Nel suo lungo percorso di magistrato minorile è entrato in contatto con minori di più generazioni, alcuni dei quali autori di delitti efferati. Chi sono i ragazzi di oggi che finiscono nelle maglie della giustizia e quali devono essere le caratteristiche di un giovane magistrato che decide di intraprendere la strada della Giustizia minorile?

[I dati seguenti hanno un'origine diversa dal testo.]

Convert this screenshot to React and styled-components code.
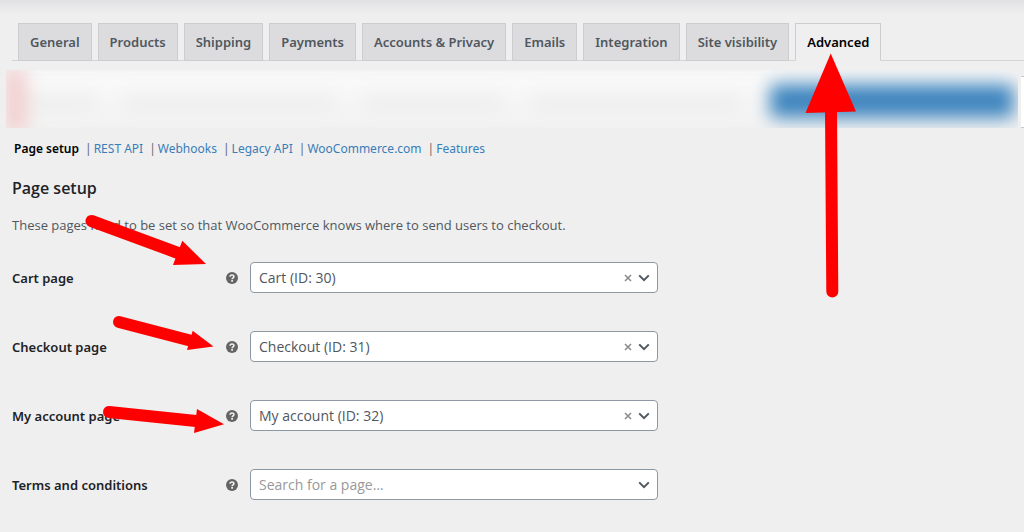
import React from "react";
import styled, { createGlobalStyle } from "styled-components";

const GlobalStyle = createGlobalStyle`
  * { box-sizing: border-box; }
  html { min-height: 100%; background: #efefef; }
  body {
    margin: 0;
    overflow-x: hidden;
    background: #efefef;
    color: #1d2327;
    font-family: "Noto Sans", "Open Sans", sans-serif;
    font-size: 13px;
    line-height: 20px;
  }
`;

const Page = styled.div`
  position: relative;
  overflow: hidden;
  padding-bottom: 30px;
`;

const TopShade = styled.div`
  height: 14px;
  background: linear-gradient(#e1e1e5, #efefef);
`;

const Tabs = styled.nav`
  display: flex;
  gap: 6px;
  margin: 9px 0 0 12px;
  padding-left: 6px;
  border-bottom: 1px solid #d4d4d6;
`;

const Tab = styled.a`
  padding: 8px 11px;
  margin-bottom: -1px;
  border: 1px solid #cdcdcf;
  border-bottom-color: ${(p) => (p.$active ? "#efefef" : "#cdcdcf")};
  background: ${(p) => (p.$active ? "#efefef" : "#dcdcde")};
  color: ${(p) => (p.$active ? "#000" : "#50575e")};
  font-weight: 600;
  white-space: nowrap;
  text-decoration: none;
`;

const NoticeRow = styled.div`
  display: flex;
  gap: 3px;
  height: 58px;
  margin: 9px 0 0 6px;
`;

const BlurredNotice = styled.div`
  flex: 1;
  overflow: hidden;
  background: #f1f1f1;
`;

const NoticeBody = styled.div`
  display: flex;
  align-items: center;
  gap: 28px;
  height: 62px;
  padding-right: 4px;
  border-left: 20px solid #f3cccd;
  background: linear-gradient(#fbfbfb, #f0f0f0);
  filter: blur(9px);
`;

const FaintLine = styled.span`
  flex: ${(p) => p.$grow};
  height: 14px;
  border-radius: 6px;
  background: #ededed;
`;

const BlueBar = styled.span`
  flex: none;
  width: 244px;
  height: 34px;
  border-radius: 4px;
  background: #3f86bf;
`;

const NoticeEdge = styled.div`
  width: 3px;
  margin-top: 6px;
  border: solid #c9c9cb;
  border-width: 1px 0;
  background: #fff;
`;

const Sections = styled.ul`
  display: flex;
  margin: 11px 0 0 14px;
  padding: 0;
  list-style: none;
  font-size: 12px;
`;

const Section = styled.li`
  & + &::before {
    content: "|";
    margin: 0 2px 0 6px;
    color: #646970;
  }
`;

const SectionLink = styled.a`
  color: ${(p) => (p.$current ? "#000" : "#3a7db8")};
  font-weight: ${(p) => (p.$current ? 600 : 400)};
  text-decoration: none;
`;

const Settings = styled.main`
  padding-left: 12px;
`;

const Heading = styled.h2`
  margin: 17px 0 0;
  font-family: "Open Sans", sans-serif;
  font-size: 16px;
  line-height: 24px;
  font-weight: 600;
`;

const Description = styled.p`
  margin: 15px 0 27px;
  font-family: "Open Sans", sans-serif;
  color: #50575e;
`;

const Form = styled.form`
  display: grid;
  gap: 38px;
`;

const Row = styled.div`
  display: grid;
  grid-template-columns: 214px 24px minmax(0, 408px);
  align-items: center;
`;

const Label = styled.label`
  font-weight: 600;
`;

const HelpIcon = styled.svg`
  width: 12px;
  height: 12px;
  display: block;
`;

const SelectBox = styled.div`
  position: relative;
`;

const Select = styled.select`
  display: block;
  appearance: none;
  width: 100%;
  height: 31px;
  padding: 0 50px 0 8px;
  border: 1px solid #8c98a4;
  border-radius: 4px;
  background: #fff;
  color: ${(p) => (p.$empty ? "#999" : "#50575e")};
  font-family: "Open Sans", sans-serif;
  font-size: 14px;
`;

const Clear = styled.button`
  position: absolute;
  top: 8px;
  right: 22px;
  width: 16px;
  height: 16px;
  padding: 4px;
  border: 0;
  background: none;
  color: #8a8a8a;
`;

const Glyph = styled.svg`
  display: block;
  width: 8px;
  height: 8px;
`;

const Chevron = styled.svg`
  position: absolute;
  top: 12px;
  right: 8px;
  width: 12px;
  height: 8px;
  pointer-events: none;
`;

const Arrows = styled.svg`
  position: absolute;
  top: 0;
  left: 0;
  pointer-events: none;
`;

const tabs = [
  "General", "Products", "Shipping", "Payments", "Accounts & Privacy",
  "Emails", "Integration", "Site visibility", "Advanced",
];

const sections = [
  "Page setup", "REST API", "Webhooks", "Legacy API", "WooCommerce.com", "Features",
];

const fields = [
  { id: "cart", label: "Cart page", value: "Cart (ID: 30)" },
  { id: "checkout", label: "Checkout page", value: "Checkout (ID: 31)" },
  { id: "account", label: "My account page", value: "My account (ID: 32)" },
  { id: "terms", label: "Terms and conditions", placeholder: "Search for a page…" },
];

const arrows = [
  { shaft: "M91.5 221L178 253", head: "M182.3 240.7L206 264L173 265Z" },
  { shaft: "M119 322L190 340.5", head: "M192.7 330.7L213.5 346.5L187 350Z" },
  { shaft: "M109 412L196 421", head: "M197 409L224 424.3L194 433Z" },
  { shaft: "M832.3 291.5L831 111", head: "M830.7 53.5L856 111.5L805.5 113Z" },
];

function Help() {
  return (
    <HelpIcon viewBox="0 0 12 12" aria-hidden="true">
      <circle cx="6" cy="6" r="6" fill="#646464" />
      <path
        d="M4.1 4.8C4.1 2.3 8 2.4 7.9 4.6C7.8 5.8 6.1 5.8 6.1 7.2"
        fill="none" stroke="#efefef" strokeWidth="1.6"
      />
      <rect x="5.2" y="8" width="1.8" height="1.7" fill="#efefef" />
    </HelpIcon>
  );
}

function PageField({ id, label, value, placeholder }) {
  return (
    <Row>
      <Label htmlFor={id}>{label}</Label>
      <Help />
      <SelectBox>
        <Select id={id} $empty={!value}>
          <option>{value || placeholder}</option>
        </Select>
        {value && (
          <Clear type="button" aria-label={`Clear ${label}`}>
            <Glyph viewBox="0 0 8 8">
              <path d="M1 1L7 7M7 1L1 7" stroke="currentColor" strokeWidth="1.5" />
            </Glyph>
          </Clear>
        )}
        <Chevron viewBox="0 0 12 8">
          <path d="M1.2 1.4L6 6.2L10.8 1.4" fill="none" stroke="#50575e" strokeWidth="2" />
        </Chevron>
      </SelectBox>
    </Row>
  );
}

export default function App() {
  return (
    <>
      <GlobalStyle />
      <Page>
        <TopShade />
        <Tabs>
          {tabs.map((t) => (
            <Tab key={t} href="#" $active={t === "Advanced"}>{t}</Tab>
          ))}
        </Tabs>
        <NoticeRow>
          <BlurredNotice>
            <NoticeBody>
              <FaintLine $grow={1} />
              <FaintLine $grow={3} />
              <FaintLine $grow={2} />
              <FaintLine $grow={3} />
              <BlueBar />
            </NoticeBody>
          </BlurredNotice>
          <NoticeEdge />
        </NoticeRow>
        <Sections>
          {sections.map((s, i) => (
            <Section key={s}>
              <SectionLink href="#" $current={i === 0}>{s}</SectionLink>
            </Section>
          ))}
        </Sections>
        <Settings>
          <Heading>Page setup</Heading>
          <Description>
            These pages need to be set so that WooCommerce knows where to send users to checkout.
          </Description>
          <Form>
            {fields.map((f) => <PageField key={f.id} {...f} />)}
          </Form>
        </Settings>
        <Arrows width="900" height="450" viewBox="0 0 900 450" aria-hidden="true">
          {arrows.map((a) => (
            <g key={a.shaft}>
              <path d={a.shaft} stroke="#f00" strokeWidth="12" strokeLinecap="round" />
              <path d={a.head} fill="#f00" />
            </g>
          ))}
        </Arrows>
      </Page>
    </>
  );
}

Mi sembra che oggi i ragazzi incorrano, o comunque rischino di incorrere, nella commissione di reati soprattutto nei contesti più esposti, anche indipendentemente dalla scala sociale e dalla nazionalità, al rischio di disgregazione di quei valori, in senso lato culturali, che danno senso e scopo alla «normalità». Ragazzi fragili (al di là delle apparenze) perché privi di figure educanti, di adeguato senso del limite e dei limiti imposti a ciascuno di noi, privi di consapevolezza che ragazzi ancora più giovani, donne, anziani, rom… non sono persone aggredibili impunemente perché «deboli» o «nemiche», possono individuarle come bersagli di atti, a seconda dei casi, di bullismo, cyberbullismo, predazione o violenza. Ragazzi succubi di realtà virtuali e di strumenti di «sballo» (droghe, alcool, social usati compulsivamente) che possono essere a rischio di commissione di reati di varia natura, anche gravi, legati a tale dipendenza. La società, percorsa da dinamiche di crescente complessità, deve investire anche e anzitutto sui giovani perché da tale complessità, di per sé fisiologica, non scaturiscano patologie sociali che non potrebbero non coinvolgere anche i ragazzi, che sono particolarmente esposti e non possono essere lasciati soli. Quanto ai giovani magistrati, dovrebbero essere sensibili e motivati rispetto a tutto ciò e prepararsi all’eventuale ingresso nell’ambito minorile attrezzandosi non solo sulle specifiche questioni tecnico-giuridiche ma anche sulle forme di azione e intervento concretamente più efficaci e tempestive, sia sul versante penale che su quello civile, inscindibilmente connesso all’altro anche a scopo preventivo.